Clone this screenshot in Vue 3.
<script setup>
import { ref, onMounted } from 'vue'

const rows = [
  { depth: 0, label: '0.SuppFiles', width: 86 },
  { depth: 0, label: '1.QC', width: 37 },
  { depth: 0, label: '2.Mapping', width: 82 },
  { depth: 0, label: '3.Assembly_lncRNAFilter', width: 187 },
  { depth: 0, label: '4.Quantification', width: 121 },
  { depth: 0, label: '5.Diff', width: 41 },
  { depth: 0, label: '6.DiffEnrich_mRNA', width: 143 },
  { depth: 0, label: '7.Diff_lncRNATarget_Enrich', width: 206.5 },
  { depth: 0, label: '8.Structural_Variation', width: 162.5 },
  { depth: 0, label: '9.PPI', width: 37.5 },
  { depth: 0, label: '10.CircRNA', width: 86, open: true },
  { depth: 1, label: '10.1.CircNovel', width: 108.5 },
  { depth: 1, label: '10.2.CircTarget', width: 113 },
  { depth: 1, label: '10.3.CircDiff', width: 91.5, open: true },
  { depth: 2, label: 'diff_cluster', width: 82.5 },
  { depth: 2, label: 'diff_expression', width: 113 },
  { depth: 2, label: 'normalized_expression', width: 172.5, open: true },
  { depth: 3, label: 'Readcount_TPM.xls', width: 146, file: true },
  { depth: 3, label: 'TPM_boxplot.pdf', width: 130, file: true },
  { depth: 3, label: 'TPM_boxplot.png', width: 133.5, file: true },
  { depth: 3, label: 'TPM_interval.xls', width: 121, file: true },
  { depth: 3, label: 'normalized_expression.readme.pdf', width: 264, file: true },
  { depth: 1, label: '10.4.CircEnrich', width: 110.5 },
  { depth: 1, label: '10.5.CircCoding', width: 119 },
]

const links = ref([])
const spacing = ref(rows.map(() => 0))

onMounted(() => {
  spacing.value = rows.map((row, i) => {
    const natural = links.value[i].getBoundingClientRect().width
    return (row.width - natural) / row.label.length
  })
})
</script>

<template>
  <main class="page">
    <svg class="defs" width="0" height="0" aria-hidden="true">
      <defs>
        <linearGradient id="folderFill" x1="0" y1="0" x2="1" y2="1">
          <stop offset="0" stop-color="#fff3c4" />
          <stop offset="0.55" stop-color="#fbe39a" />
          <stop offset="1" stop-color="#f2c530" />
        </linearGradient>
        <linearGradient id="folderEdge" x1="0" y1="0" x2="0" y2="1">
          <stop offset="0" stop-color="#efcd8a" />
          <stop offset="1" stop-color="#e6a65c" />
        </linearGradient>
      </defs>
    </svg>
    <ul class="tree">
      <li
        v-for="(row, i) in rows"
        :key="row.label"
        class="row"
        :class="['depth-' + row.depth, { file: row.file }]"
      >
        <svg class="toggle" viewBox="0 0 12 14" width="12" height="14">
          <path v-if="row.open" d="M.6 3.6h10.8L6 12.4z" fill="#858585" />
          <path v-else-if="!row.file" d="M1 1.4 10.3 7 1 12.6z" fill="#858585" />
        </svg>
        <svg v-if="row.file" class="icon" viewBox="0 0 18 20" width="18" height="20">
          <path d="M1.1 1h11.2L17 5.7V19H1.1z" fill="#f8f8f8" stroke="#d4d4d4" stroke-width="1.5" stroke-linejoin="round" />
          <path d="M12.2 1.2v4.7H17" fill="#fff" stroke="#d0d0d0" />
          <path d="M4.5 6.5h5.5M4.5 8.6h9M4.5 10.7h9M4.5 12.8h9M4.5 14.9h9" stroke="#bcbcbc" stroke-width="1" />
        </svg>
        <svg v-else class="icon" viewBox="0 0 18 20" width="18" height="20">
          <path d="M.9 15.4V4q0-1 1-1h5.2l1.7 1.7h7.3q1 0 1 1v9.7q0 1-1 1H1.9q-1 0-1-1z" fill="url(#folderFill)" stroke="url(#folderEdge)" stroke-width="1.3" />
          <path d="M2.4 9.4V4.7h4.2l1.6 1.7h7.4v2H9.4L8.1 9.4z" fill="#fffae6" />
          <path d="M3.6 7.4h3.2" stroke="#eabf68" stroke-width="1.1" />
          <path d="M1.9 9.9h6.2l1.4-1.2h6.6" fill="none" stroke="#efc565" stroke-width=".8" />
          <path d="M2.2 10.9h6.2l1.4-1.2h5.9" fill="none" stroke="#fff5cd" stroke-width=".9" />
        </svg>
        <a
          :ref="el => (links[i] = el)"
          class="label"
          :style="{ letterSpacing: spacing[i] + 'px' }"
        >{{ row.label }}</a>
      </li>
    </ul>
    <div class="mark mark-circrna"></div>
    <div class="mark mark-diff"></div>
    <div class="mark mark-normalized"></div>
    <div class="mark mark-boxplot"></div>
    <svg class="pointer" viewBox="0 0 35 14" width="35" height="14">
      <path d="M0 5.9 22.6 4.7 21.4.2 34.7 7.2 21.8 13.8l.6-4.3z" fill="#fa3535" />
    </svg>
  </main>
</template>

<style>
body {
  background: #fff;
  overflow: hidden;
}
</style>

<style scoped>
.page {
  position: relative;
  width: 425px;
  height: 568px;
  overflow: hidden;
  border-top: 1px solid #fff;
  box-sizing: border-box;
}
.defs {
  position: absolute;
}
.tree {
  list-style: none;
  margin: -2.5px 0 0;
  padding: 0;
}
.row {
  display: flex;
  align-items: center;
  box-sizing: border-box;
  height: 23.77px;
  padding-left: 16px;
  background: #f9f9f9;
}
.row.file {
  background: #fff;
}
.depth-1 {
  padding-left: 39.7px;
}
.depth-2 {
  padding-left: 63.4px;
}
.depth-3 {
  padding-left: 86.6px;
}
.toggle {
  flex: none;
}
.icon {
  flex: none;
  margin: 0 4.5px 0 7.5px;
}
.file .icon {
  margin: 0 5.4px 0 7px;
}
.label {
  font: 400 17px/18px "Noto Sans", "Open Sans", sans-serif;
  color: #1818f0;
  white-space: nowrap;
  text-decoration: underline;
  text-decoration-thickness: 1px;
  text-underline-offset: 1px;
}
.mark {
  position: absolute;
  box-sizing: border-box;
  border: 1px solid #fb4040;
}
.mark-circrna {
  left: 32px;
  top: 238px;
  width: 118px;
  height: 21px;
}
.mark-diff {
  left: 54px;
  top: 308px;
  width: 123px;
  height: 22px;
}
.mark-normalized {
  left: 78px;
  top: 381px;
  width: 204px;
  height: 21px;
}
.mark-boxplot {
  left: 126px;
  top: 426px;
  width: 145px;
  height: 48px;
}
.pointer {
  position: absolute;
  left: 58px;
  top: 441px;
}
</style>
...
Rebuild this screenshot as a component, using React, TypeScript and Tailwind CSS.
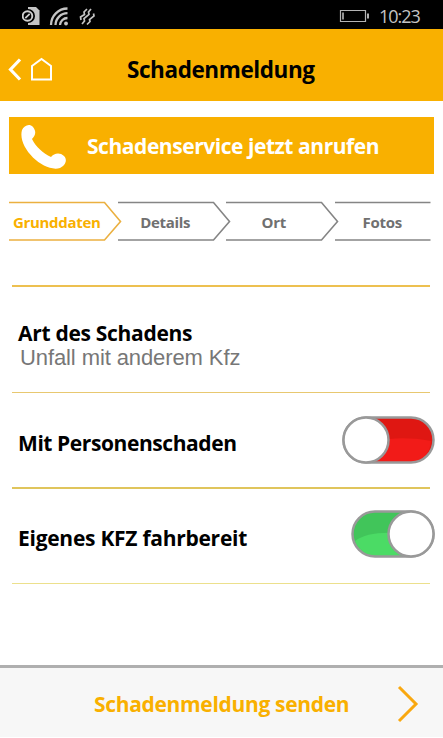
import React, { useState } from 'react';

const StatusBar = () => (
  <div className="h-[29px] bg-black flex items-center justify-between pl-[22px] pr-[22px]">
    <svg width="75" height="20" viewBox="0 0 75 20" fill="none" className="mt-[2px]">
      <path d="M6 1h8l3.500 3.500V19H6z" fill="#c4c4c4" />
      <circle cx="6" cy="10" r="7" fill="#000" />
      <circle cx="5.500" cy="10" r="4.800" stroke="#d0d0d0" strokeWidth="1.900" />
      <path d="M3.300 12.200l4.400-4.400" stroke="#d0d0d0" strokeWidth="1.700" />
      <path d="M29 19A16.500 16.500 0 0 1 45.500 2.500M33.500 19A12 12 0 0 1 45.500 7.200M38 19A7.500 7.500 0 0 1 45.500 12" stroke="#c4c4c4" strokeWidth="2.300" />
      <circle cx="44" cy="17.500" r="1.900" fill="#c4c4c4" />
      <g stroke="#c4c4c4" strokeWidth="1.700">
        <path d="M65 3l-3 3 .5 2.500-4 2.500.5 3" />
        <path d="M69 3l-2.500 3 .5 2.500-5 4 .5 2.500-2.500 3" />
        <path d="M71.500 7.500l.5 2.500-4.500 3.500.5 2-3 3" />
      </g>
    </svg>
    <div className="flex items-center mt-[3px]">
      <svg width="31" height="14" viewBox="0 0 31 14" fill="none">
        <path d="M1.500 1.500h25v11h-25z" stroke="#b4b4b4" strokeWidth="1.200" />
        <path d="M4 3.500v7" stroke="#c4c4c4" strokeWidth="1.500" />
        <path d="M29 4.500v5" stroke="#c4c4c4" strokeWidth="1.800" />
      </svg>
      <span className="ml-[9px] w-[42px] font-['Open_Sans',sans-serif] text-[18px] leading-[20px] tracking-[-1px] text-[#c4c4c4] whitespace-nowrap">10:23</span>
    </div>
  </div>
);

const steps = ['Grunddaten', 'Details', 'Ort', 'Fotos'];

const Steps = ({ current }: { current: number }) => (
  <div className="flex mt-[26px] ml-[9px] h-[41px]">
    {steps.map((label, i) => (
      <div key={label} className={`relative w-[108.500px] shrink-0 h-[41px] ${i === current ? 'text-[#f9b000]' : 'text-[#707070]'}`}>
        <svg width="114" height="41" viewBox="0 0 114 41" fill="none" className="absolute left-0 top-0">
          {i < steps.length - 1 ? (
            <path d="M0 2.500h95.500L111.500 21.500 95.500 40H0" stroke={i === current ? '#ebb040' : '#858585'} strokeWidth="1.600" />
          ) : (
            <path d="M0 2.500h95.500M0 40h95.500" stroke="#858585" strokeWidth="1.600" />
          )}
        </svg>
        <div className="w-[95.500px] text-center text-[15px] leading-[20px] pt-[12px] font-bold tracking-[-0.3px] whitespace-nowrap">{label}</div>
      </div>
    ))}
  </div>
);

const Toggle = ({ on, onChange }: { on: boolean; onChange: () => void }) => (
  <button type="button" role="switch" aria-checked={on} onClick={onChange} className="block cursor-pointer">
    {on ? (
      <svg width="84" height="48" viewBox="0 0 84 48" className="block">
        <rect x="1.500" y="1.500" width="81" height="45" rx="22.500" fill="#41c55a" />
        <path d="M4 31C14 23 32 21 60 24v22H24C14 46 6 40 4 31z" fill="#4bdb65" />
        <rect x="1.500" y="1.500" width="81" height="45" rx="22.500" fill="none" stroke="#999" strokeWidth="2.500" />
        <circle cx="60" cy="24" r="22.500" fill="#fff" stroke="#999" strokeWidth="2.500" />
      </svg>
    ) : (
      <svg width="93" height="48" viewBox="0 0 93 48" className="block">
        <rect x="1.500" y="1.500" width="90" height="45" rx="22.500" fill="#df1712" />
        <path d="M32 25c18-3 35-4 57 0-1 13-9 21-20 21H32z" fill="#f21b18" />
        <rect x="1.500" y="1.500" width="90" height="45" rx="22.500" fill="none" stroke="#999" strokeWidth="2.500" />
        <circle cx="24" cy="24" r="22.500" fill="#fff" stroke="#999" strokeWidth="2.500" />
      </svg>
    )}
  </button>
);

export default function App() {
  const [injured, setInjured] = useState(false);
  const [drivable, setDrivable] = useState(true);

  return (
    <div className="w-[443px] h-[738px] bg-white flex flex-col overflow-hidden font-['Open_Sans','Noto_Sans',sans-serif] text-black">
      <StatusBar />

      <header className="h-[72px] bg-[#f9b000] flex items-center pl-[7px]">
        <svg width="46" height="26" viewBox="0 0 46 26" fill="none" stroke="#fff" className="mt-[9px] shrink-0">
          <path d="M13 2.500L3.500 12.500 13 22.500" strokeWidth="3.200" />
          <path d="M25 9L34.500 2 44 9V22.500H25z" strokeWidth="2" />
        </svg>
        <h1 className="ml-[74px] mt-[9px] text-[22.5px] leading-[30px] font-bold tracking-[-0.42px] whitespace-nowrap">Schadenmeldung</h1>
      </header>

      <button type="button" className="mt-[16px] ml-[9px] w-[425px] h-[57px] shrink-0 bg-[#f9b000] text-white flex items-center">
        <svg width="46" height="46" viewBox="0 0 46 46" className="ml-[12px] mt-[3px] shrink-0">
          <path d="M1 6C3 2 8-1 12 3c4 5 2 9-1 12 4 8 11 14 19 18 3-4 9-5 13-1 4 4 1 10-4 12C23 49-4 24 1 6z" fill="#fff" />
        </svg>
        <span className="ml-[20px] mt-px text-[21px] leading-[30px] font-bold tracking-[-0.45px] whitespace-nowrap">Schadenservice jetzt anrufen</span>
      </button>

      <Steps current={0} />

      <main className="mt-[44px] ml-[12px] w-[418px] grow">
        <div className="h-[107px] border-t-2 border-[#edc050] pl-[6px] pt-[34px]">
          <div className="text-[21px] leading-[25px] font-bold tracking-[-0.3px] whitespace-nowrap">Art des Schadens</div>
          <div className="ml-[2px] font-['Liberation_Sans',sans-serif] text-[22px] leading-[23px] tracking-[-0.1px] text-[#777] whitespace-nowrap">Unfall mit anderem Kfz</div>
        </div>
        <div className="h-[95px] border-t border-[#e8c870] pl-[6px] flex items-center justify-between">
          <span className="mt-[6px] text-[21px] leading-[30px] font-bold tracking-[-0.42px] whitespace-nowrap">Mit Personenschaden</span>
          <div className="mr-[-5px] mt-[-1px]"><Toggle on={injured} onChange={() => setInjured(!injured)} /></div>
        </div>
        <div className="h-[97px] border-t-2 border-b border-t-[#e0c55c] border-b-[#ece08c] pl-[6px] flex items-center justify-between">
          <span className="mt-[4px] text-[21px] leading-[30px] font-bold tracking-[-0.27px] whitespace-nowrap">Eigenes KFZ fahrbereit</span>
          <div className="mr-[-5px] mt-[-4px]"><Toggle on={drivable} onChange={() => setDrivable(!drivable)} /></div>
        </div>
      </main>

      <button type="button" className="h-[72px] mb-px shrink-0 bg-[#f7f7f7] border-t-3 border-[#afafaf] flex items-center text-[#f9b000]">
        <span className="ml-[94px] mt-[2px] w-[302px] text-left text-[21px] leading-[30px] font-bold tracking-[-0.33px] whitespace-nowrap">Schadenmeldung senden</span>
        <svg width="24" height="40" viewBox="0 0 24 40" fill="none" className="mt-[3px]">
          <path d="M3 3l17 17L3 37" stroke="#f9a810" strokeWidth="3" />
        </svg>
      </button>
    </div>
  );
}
--
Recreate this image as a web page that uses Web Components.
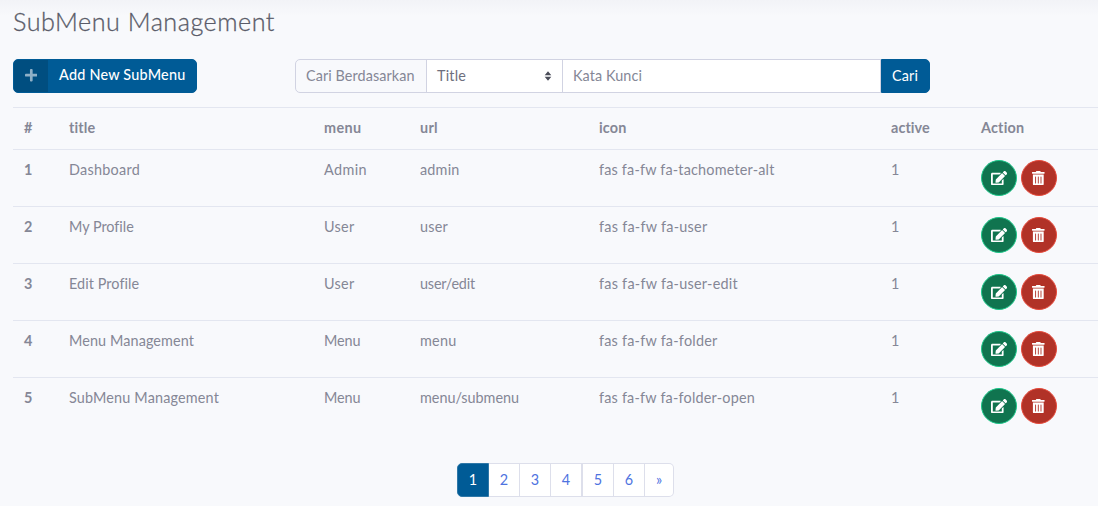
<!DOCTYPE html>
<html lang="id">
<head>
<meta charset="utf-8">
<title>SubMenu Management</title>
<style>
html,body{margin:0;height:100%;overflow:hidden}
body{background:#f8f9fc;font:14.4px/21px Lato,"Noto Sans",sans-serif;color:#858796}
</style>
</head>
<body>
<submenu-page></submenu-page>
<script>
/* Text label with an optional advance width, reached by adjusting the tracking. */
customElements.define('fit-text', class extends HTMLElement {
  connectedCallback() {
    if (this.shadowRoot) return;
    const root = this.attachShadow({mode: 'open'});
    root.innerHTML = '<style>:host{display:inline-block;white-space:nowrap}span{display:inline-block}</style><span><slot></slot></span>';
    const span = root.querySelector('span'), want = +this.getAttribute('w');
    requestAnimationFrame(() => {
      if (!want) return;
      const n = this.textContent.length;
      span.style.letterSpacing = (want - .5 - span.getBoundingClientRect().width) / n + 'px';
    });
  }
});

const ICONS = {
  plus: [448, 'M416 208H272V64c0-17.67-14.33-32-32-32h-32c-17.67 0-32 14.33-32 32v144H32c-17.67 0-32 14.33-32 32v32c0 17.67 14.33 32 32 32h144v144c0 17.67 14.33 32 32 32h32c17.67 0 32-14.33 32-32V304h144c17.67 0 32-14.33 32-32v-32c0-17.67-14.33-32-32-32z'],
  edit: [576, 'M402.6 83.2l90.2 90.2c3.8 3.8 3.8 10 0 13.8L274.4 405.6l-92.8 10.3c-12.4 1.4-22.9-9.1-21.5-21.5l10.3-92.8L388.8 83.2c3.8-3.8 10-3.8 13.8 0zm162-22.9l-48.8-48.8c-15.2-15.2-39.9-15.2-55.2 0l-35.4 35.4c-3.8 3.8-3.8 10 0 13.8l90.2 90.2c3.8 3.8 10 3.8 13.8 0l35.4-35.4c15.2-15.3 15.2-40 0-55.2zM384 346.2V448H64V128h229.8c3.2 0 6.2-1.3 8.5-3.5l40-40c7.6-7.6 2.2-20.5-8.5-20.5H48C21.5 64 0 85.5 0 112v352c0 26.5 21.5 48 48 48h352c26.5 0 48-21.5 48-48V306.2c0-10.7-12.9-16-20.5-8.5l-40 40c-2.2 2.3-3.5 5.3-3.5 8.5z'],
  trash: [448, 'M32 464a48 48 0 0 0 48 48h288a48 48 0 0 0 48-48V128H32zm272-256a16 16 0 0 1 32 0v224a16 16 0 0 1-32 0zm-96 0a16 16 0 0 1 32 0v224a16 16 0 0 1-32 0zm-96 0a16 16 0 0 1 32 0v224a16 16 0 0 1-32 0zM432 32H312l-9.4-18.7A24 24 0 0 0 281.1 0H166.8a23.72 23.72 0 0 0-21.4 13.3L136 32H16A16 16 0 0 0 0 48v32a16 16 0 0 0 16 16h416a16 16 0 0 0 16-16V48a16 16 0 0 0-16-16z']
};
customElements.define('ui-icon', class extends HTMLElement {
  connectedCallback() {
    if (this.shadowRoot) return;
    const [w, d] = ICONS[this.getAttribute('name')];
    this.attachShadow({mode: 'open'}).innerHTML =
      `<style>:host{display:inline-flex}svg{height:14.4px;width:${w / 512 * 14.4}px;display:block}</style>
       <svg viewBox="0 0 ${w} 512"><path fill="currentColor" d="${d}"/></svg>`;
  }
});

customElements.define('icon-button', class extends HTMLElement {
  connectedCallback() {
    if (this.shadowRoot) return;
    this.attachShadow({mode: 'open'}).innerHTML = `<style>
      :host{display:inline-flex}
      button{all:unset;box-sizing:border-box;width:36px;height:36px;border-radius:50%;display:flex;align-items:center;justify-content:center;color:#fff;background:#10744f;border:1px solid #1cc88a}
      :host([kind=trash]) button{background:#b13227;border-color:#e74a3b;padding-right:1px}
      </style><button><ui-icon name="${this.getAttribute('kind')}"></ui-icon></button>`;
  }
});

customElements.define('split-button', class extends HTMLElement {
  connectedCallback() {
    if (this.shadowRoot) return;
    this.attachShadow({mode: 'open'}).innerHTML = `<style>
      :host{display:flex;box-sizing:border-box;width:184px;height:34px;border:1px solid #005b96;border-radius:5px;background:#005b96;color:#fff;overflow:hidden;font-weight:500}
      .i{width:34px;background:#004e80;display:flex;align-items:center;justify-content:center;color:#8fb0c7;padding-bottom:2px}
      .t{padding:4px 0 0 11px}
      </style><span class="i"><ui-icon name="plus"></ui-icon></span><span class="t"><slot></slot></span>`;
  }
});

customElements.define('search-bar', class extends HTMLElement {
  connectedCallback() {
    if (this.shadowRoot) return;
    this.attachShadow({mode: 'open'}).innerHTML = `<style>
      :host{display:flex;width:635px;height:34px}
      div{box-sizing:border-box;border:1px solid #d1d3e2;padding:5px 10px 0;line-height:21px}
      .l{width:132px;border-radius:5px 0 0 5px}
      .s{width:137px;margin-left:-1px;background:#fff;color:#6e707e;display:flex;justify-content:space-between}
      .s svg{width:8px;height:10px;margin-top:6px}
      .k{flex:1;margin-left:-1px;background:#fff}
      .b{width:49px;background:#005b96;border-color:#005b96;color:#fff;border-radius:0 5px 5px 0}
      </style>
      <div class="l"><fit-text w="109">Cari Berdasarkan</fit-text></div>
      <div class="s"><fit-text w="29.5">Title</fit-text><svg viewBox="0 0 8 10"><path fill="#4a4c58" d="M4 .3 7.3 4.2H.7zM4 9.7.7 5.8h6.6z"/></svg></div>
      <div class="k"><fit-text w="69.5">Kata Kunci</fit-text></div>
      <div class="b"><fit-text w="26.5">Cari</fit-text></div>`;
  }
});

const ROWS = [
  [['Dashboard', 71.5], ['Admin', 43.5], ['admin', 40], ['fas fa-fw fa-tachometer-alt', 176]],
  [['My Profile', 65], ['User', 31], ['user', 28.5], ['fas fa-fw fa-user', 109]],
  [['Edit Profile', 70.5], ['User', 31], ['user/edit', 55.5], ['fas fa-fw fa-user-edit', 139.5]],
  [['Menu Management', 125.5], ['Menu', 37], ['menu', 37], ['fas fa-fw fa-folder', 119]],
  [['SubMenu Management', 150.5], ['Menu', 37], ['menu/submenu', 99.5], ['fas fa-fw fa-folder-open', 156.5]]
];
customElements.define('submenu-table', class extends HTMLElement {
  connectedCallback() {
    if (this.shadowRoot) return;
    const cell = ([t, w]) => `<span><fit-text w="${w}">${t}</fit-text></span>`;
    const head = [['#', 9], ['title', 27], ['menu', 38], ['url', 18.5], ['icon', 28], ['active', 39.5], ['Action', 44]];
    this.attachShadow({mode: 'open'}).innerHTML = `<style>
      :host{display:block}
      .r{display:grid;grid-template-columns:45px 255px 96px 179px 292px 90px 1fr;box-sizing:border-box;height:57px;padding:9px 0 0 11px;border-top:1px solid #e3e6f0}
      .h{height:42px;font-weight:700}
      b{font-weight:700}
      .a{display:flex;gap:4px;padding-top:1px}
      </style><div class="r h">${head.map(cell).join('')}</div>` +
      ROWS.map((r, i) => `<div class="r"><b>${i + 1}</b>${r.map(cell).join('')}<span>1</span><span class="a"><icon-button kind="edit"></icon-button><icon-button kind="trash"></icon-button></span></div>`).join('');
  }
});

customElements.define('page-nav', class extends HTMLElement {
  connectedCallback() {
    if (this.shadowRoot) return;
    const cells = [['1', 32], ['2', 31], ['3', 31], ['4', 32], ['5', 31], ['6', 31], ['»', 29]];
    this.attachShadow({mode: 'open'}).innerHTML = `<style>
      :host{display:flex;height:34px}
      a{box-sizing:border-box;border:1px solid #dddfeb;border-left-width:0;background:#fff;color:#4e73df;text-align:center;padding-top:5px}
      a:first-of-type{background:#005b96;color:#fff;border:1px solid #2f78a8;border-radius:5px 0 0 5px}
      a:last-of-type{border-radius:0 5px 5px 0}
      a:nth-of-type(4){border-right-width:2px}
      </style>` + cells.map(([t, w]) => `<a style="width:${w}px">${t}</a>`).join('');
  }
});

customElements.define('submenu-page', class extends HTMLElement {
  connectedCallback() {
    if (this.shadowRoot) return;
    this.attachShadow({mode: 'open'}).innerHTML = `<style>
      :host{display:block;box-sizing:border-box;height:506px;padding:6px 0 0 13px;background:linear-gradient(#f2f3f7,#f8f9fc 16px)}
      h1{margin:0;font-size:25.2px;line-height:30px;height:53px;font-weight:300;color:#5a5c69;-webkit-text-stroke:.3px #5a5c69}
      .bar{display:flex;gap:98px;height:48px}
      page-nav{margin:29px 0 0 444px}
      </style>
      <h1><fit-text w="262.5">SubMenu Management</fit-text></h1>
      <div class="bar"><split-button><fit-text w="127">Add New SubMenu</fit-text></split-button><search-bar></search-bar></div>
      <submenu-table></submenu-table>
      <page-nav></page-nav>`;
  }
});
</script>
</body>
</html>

:: Aim of the exercise ::
Leave out the pictures and quote exactly the lines from the one where "Rebuild this screenshot" appears to the one where "const steps = ['Grunddaten', 'Details', 'Ort', 'Fotos'];" appears, both ends counted.

:: Task answer ::
Rebuild this screenshot as a component, using React, TypeScript and Tailwind CSS.
import React, { useState } from 'react';

const StatusBar = () => (
  <div className="h-[29px] bg-black flex items-center justify-between pl-[22px] pr-[22px]">
    <svg width="75" height="20" viewBox="0 0 75 20" fill="none" className="mt-[2px]">
      <path d="M6 1h8l3.500 3.500V19H6z" fill="#c4c4c4" />
      <circle cx="6" cy="10" r="7" fill="#000" />
      <circle cx="5.500" cy="10" r="4.800" stroke="#d0d0d0" strokeWidth="1.900" />
      <path d="M3.300 12.200l4.400-4.400" stroke="#d0d0d0" strokeWidth="1.700" />
      <path d="M29 19A16.500 16.500 0 0 1 45.500 2.500M33.500 19A12 12 0 0 1 45.500 7.200M38 19A7.500 7.500 0 0 1 45.500 12" stroke="#c4c4c4" strokeWidth="2.300" />
      <circle cx="44" cy="17.500" r="1.900" fill="#c4c4c4" />
      <g stroke="#c4c4c4" strokeWidth="1.700">
        <path d="M65 3l-3 3 .5 2.500-4 2.500.5 3" />
        <path d="M69 3l-2.500 3 .5 2.500-5 4 .5 2.500-2.500 3" />
        <path d="M71.500 7.500l.5 2.500-4.500 3.500.5 2-3 3" />
      </g>
    </svg>
    <div className="flex items-center mt-[3px]">
      <svg width="31" height="14" viewBox="0 0 31 14" fill="none">
        <path d="M1.500 1.500h25v11h-25z" stroke="#b4b4b4" strokeWidth="1.200" />
        <path d="M4 3.500v7" stroke="#c4c4c4" strokeWidth="1.500" />
        <path d="M29 4.500v5" stroke="#c4c4c4" strokeWidth="1.800" />
      </svg>
      <span className="ml-[9px] w-[42px] font-['Open_Sans',sans-serif] text-[18px] leading-[20px] tracking-[-1px] text-[#c4c4c4] whitespace-nowrap">10:23</span>
    </div>
  </div>
);

const steps = ['Grunddaten', 'Details', 'Ort', 'Fotos'];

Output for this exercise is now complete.